Li Causi- Come è possibile che un fatto di tale enorme gravità, così inaudita, abbia potuto accadere, un fatto che desta orrore nella comune coscienza? Come è possibile che una tale strage mostruosa abbia potuto essere premeditata e freddamente organizzata? Siamo di fronte a un fatto che mostra la decisa volontà di provocare in Sicilia la guerra civile, di mantenere, specialmente dopo il responso del 20 aprile, l’Isola in uno stato di tensione, di torbida agitazione.

Ed il ministro Scelba dovrebbe sapere, tranne che i suoi funzionari non lo informino, che proprio dopo il 20 aprile si sono intensificate le provocazioni politiche, le intimidazioni contro i lavoratori. La mattina del primo maggio, sia a San Giuseppe Jato, che a Piana dei Greci, delinquenti che si fregiavano del distintivo dell’Uomo qualunque, hanno avvertito: fate la festa stamane, vedremo chi riderà stasera. (Proteste a destra- rumori-scambio di apostrofi fra la destra e l’esprema sinistra).

Presidente. Facciamo silenzio, onorevoli colleghi!
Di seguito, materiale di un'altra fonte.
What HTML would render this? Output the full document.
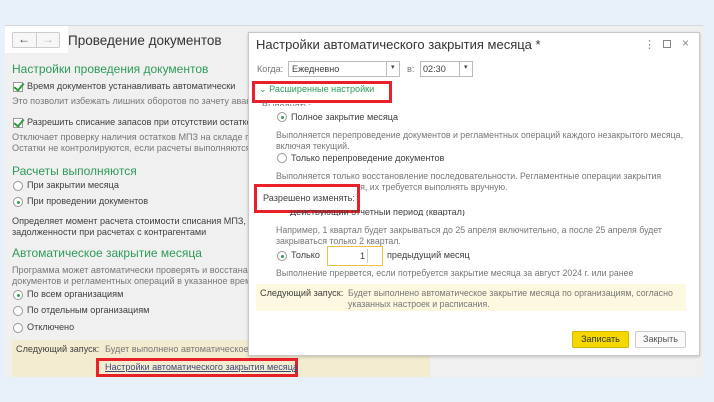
<!DOCTYPE html>
<html><head><meta charset="utf-8"><style>
*{margin:0;padding:0;box-sizing:border-box}
body{width:714px;height:402px;background:#e8f1fa;font-family:"Liberation Sans",sans-serif;font-size:9.1px;color:#404040;position:relative;overflow:hidden}
.a{position:absolute;white-space:nowrap}
.g{color:#777}
.d{font-size:8.8px}
.h{color:#2e9a5a;font-size:12px}
.panel{position:absolute;left:5px;top:25px;width:698px;height:352px;background:#f0f0f0;border-top:1px solid #d8d8d8}
.rad{position:absolute;width:10px;height:10px;border:1px solid #999;border-radius:50%;background:#fff}
.rad.on::after{content:"";position:absolute;left:2.5px;top:2.5px;width:3px;height:3px;border-radius:50%;background:#3a9a5a}
.chk{position:absolute;width:10px;height:10px;border:1px solid #999;background:#fff}
.chk::after{content:"";position:absolute;left:2px;top:-2px;width:4px;height:8px;border:solid #2e9a3a;border-width:0 2px 2px 0;transform:rotate(40deg)}
.red{position:absolute;border:3px solid #e8202a}
.dlg{position:absolute;left:248px;top:32px;width:452px;height:324px;background:#fff;border:1px solid #c8c8c8;box-shadow:0 1px 3px rgba(0,0,0,.2)}
</style></head><body>
<div class="panel"></div>
<div class="a" style="left:5px;top:26px;width:63px;height:27px;background:#fff"></div>
<div class="a" style="left:12px;top:32px;width:48px;height:16px;border:1px solid #ccc;border-radius:2px;background:#f7f7f7"></div>
<div class="a" style="left:36px;top:32px;width:1px;height:16px;background:#ccc"></div>
<div class="a" style="left:18px;top:32px;font-size:12px;color:#444">&#8592;</div>
<div class="a" style="left:42px;top:32px;font-size:12px;color:#bbb">&#8594;</div>
<div class="a" style="left:68px;top:33px;font-size:13.5px;color:#333">Проведение документов</div>

<div class="a h" style="left:12px;top:62px">Настройки проведения документов</div>
<div class="chk" style="left:13px;top:82px"></div>
<div class="a" style="left:27px;top:81px">Время документов устанавливать автоматически</div>
<div class="a g" style="left:12px;top:96px">Это позволит избежать лишних оборотов по зачету аванс</div>
<div class="chk" style="left:13px;top:118px"></div>
<div class="a" style="left:27px;top:117px">Разрешить списание запасов при отсутствии остатков</div>
<div class="a g" style="left:12px;top:132px">Отключает проверку наличия остатков МПЗ на складе пр</div>
<div class="a g" style="left:12px;top:143px">Остатки не контролируются, если расчеты выполняются п</div>
<div class="a h" style="left:12px;top:164px">Расчеты выполняются</div>
<div class="rad" style="left:13px;top:181px"></div>
<div class="a" style="left:27px;top:180px">При закрытии месяца</div>
<div class="rad on" style="left:13px;top:197px"></div>
<div class="a" style="left:27px;top:196px">При проведении документов</div>
<div class="a" style="left:12px;top:216px">Определяет момент расчета стоимости списания МПЗ, за</div>
<div class="a" style="left:12px;top:227px">задолженности при расчетах с контрагентами</div>
<div class="a h" style="left:12px;top:246px">Автоматическое закрытие месяца</div>
<div class="a g" style="left:12px;top:265px">Программа может автоматически проверять и восстанавл</div>
<div class="a g" style="left:12px;top:276px">документов и регламентных операций в указанное время</div>
<div class="rad on" style="left:13px;top:290px"></div>
<div class="a" style="left:27px;top:289px">По всем организациям</div>
<div class="rad" style="left:13px;top:306px"></div>
<div class="a" style="left:27px;top:305px">По отдельным организациям</div>
<div class="rad" style="left:13px;top:323px"></div>
<div class="a" style="left:27px;top:322px">Отключено</div>
<div class="a" style="left:12px;top:340px;width:418px;height:37px;background:#f3ecd0"></div>
<div class="a" style="left:16px;top:344px">Следующий запуск:</div>
<div class="a g" style="left:105px;top:344px">Будет выполнено автоматическое</div>
<div class="red" style="left:96px;top:358px;width:202px;height:19px"></div>
<div class="a" style="left:105px;top:362px;color:#3a4a7a;text-decoration:underline">Настройки автоматического закрытия месяца</div>

<div class="dlg"></div>
<div class="a" style="left:256px;top:37px;font-size:13px;color:#333">Настройки автоматического закрытия месяца *</div>
<div class="a" style="left:644px;top:38px;color:#888;font-size:11px">&#8942;</div>
<div class="a" style="left:663px;top:40px;width:8px;height:8px;border:1px solid #888"></div>
<div class="a" style="left:682px;top:36px;color:#888;font-size:12px">&#215;</div>
<div class="a g" style="left:257px;top:64px">Когда:</div>
<div class="a" style="left:288px;top:61px;width:112px;height:16px;border:1px solid #bbb"></div>
<div class="a" style="left:386px;top:61px;width:1px;height:16px;background:#bbb"></div>
<div class="a" style="left:292px;top:64px">Ежедневно</div>
<div class="a" style="left:391px;top:63px;font-size:7px">&#9662;</div>
<div class="a g" style="left:407px;top:64px">в:</div>
<div class="a" style="left:420px;top:61px;width:53px;height:16px;border:1px solid #bbb"></div>
<div class="a" style="left:459px;top:61px;width:1px;height:16px;background:#bbb"></div>
<div class="a" style="left:423px;top:64px">02:30</div>
<div class="a" style="left:464px;top:63px;font-size:7px">&#9662;</div>
<div class="red" style="left:252px;top:81px;width:140px;height:22px"></div>
<div class="a" style="left:259px;top:84px;color:#2e9a5a">&#8964; Расширенные настройки</div>
<div class="a g" style="left:262px;top:101px;height:5px;overflow:hidden">Выполнять:</div>
<div class="rad on" style="left:277px;top:112px"></div>
<div class="a" style="left:291px;top:112px">Полное закрытие месяца</div>
<div class="a g d" style="left:276px;top:130px">Выполняется перепроведение документов и регламентных операций каждого незакрытого месяца,</div>
<div class="a g d" style="left:276px;top:141px">включая текущий.</div>
<div class="rad" style="left:277px;top:153px"></div>
<div class="a" style="left:291px;top:153px">Только перепроведение документов</div>
<div class="a g d" style="left:276px;top:171px">Выполняется только восстановление последовательности. Регламентные операции закрытия</div>
<div class="a g d" style="left:276px;top:182px">месяца пропускаются, их требуется выполнять вручную.</div>
<div class="red" style="left:254px;top:184px;width:106px;height:29px;background:#fff"></div>
<div class="a" style="left:263px;top:193px">Разрешено изменять:</div>
<div class="a" style="left:290px;top:210px;height:6px;overflow:hidden;line-height:4px">Действующий отчетный период (квартал)</div>
<div class="a g d" style="left:276px;top:225px">Например, 1 квартал будет закрываться до 25 апреля включительно, а после 25 апреля будет</div>
<div class="a g d" style="left:276px;top:236px">закрываться только 2 квартал.</div>
<div class="rad on" style="left:277px;top:251px"></div>
<div class="a" style="left:291px;top:250px">Только</div>
<div class="a" style="left:327px;top:246px;width:56px;height:20px;border:1.5px solid #f0c040;background:#fff"></div>
<div class="a" style="left:367px;top:249px;width:1px;height:14px;background:#ccc"></div>
<div class="a" style="left:360px;top:251px">1</div>
<div class="a" style="left:387px;top:250px">предыдущий месяц</div>
<div class="a g d" style="left:276px;top:268px">Выполнение прервется, если потребуется закрытие месяца за август 2024 г. или ранее</div>
<div class="a" style="left:256px;top:284px;width:430px;height:27px;background:#fdf8e0"></div>
<div class="a" style="left:260px;top:288px">Следующий запуск:</div>
<div class="a g d" style="left:348px;top:288px">Будет выполнено автоматическое закрытие месяца по организациям, согласно</div>
<div class="a g d" style="left:348px;top:299px">указанных настроек и расписания.</div>
<div class="a" style="left:572px;top:331px;width:57px;height:17px;background:#f5d800;border:1px solid #d4b800;border-radius:2px;text-align:center;line-height:15px;color:#333">Записать</div>
<div class="a" style="left:635px;top:331px;width:51px;height:17px;background:#fafafa;border:1px solid #ccc;border-radius:2px;text-align:center;line-height:15px;color:#555">Закрыть</div>
</body></html>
Li Causi- Ebbene, vogliamo dire che se si vuole stroncare alla radice questa mala pianta della delinquenza politica al soldo degli agrari e il mafioso gabelloto sfruttatore dei contadini, ed in particolare in quella zona dove la lotta dei contadini è stata aspra, onorevole Scelba, liberateci dagli alti funzionari addetti alla polizia, profondamente compromessi con i monarchici prima e dopo il 2 giugno come siete stato informato; e liberateci da quei marescialli dei carabinieri che in questi posti vanno a braccetto con i mafiosi mentre respingono costantemente e cercano di mettere in galera con ogni pretesto il segretario della sezione comunista, della sezione socialista, i segretari dei partiti democratici, il segretario della Camera del Lavoro…”.